倶舎論を簡単に知りたい方に
★★★★★
アビダルマを日本語で概説した入門書が殆ど存在せず、また存在したとしても仏教的ジャーゴンのオンパレードで結局何が言いたいのか理解できない本ばかり、という状況の中、本書の存在は極めて貴重である。
「煩瑣哲学」とさえ言われるアビダルマを仏教用語抜きで解説することは不可能であるけれど、難解なアビダルマ哲学を可能な限り一般人にも分かる形で解説しようとする努力自体が素晴らしく、実際その努力はかなりの程度で報われている。アビダルマとは何ぞや?と思われる方々に、ぜひ一読をお勧めする次第である。
大事なことは、こういった書籍が文庫の形で一般の方々にも入手しやすい形と価格で再版されたことであり、出版社の英断にも敬意を表したい。

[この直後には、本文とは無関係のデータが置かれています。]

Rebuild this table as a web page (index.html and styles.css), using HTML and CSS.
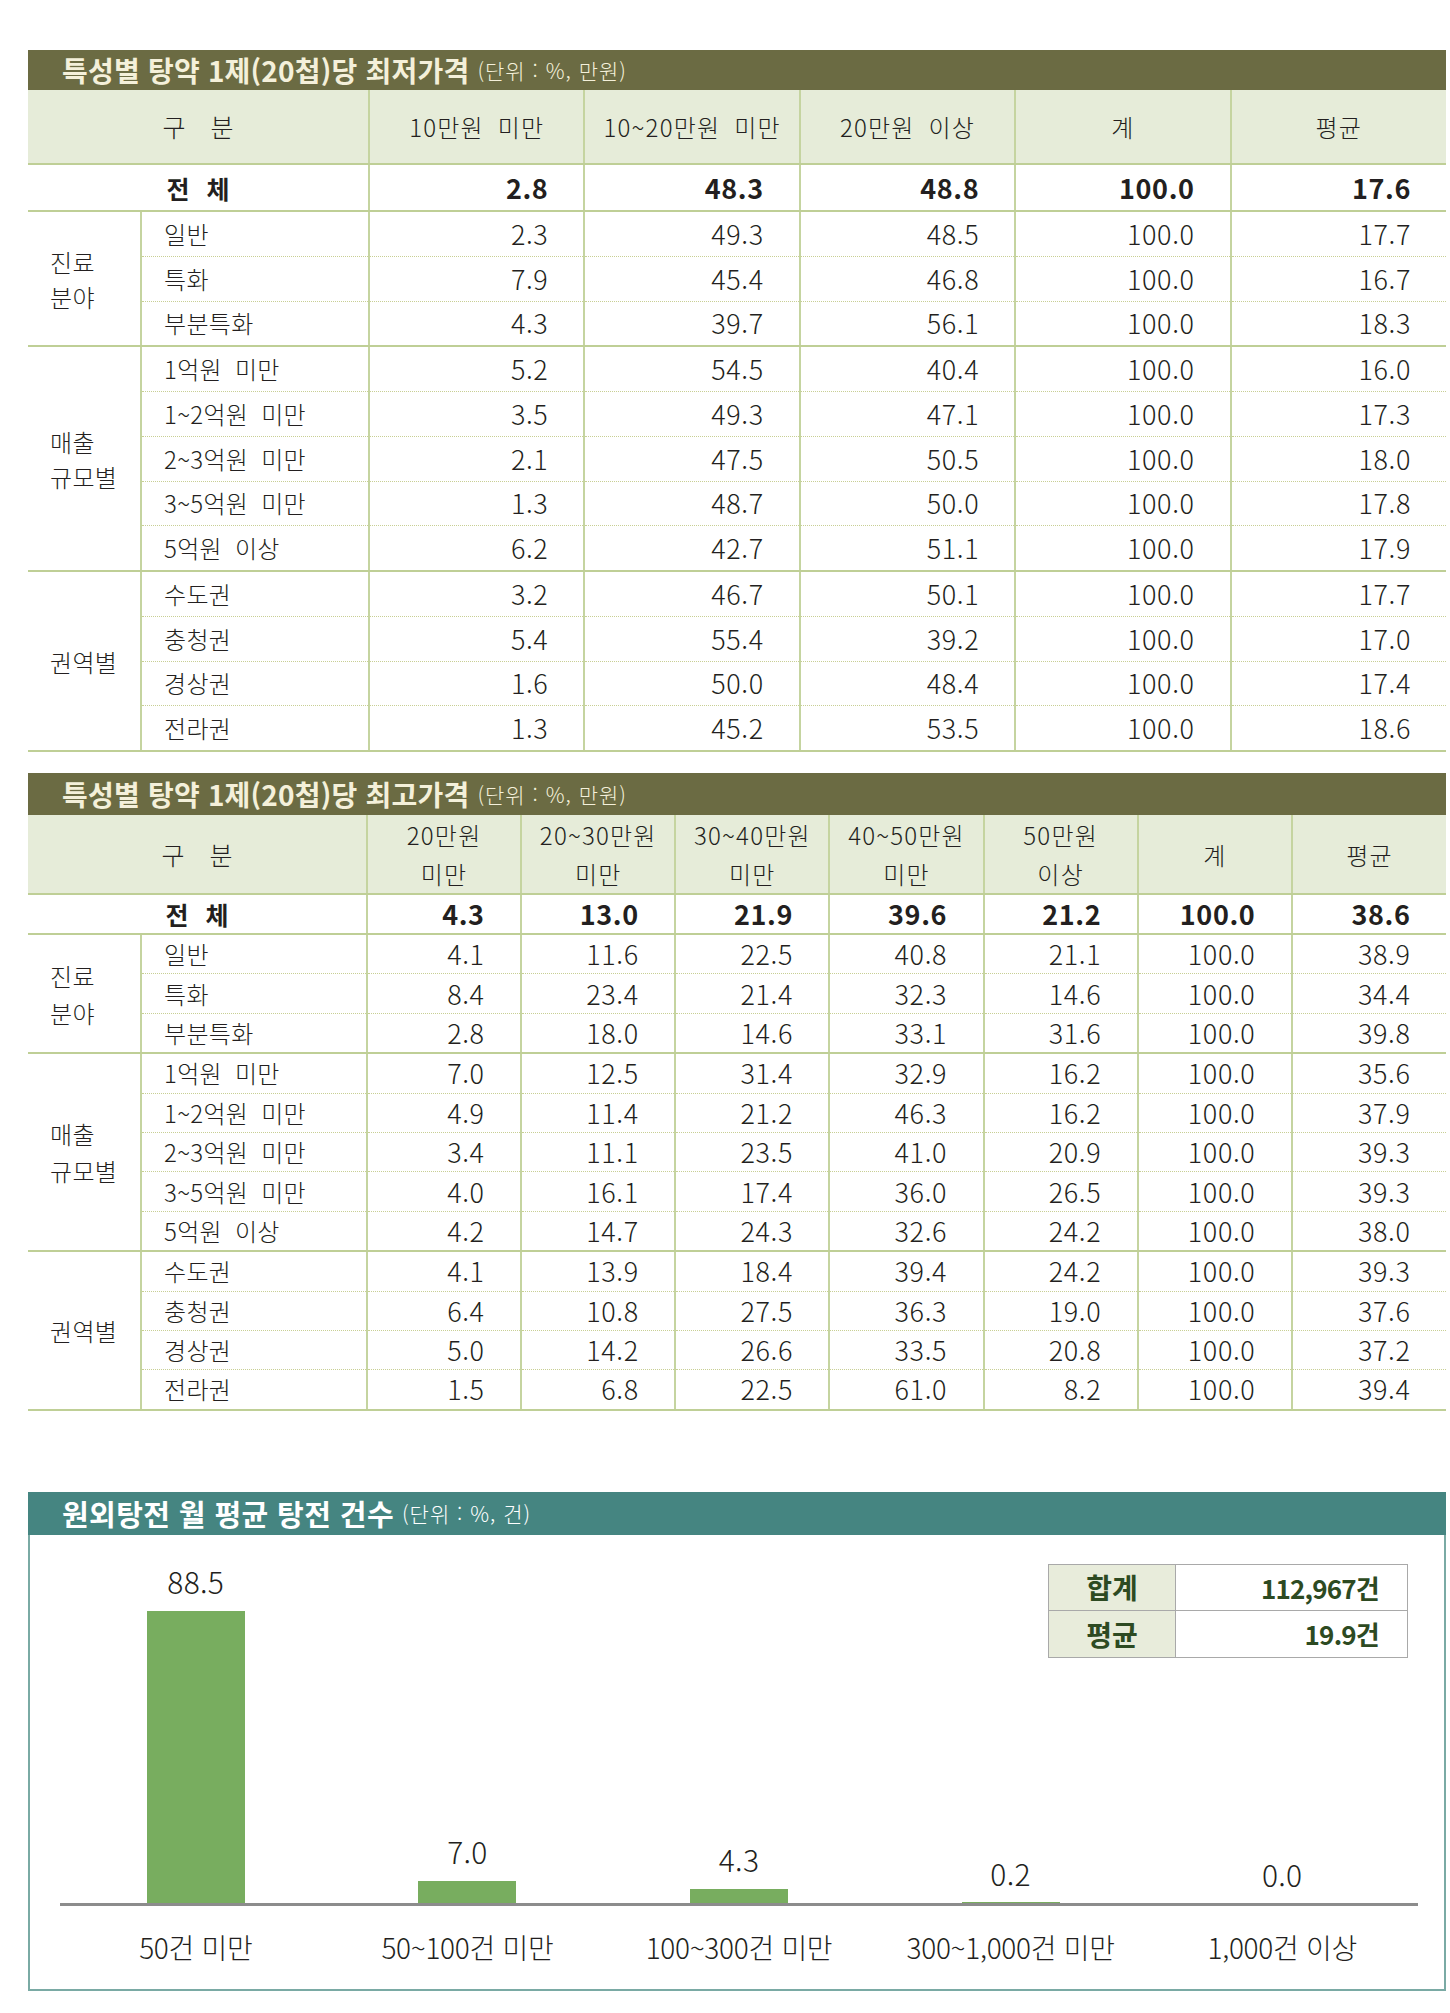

なお、アビダルマ哲学といっても本書はヴァスバンドゥ(世親)の『倶舎論(アビダルマコーシャ)』に拠った概説である。
類書がない。
★★★★☆
俗に「唯識三年、倶舎八年」という。「桃栗三年、柿八年」をもじった言葉だが、唯識と倶舎は仏教の基礎学とされている。本書ではそのうちの一つ、「倶舎」を中心にアビダルマ仏教を論ずる。アビダルマとはダルマ(仏陀の説いた真理)についての研究という意味である。釈迦滅後百年経つと仏教教団は分裂を始め、部派仏教の時代となる。各部派は競い合って釈迦の教説を理論化・体系化した。それがアビダルマである。
アビダルマの白眉と言うべきものが説一切有部に属していた世親(ヴァスバンドゥ)の著した「アビダルマ・コーシャ」つまり「倶舎論」である。世親はこの書を著した後、大乗仏教に転じ、主に唯識説を確立する。従って、唯識説は倶舎論を土台としており、部派仏教と大乗仏教の接点ともいえるのである。
八年かかる(?)というアビダルマの要点をわかりやすく、コンパクトに解説してもらえるのはありがたい。しかも文庫本という手ごろな形で出されているものはほかにないと思う。「大毘婆娑論」にあまり触れていないのは残念。ま、しかたないか。
アビダルマをこのシリーズに入れようとこだわったのは上山春平氏だという。発行者の角川源義氏は一遍を入れたかったのを断念してアビダルマに一巻を割く決断をしたという。この決断が貴重な本書の成立につながったのである。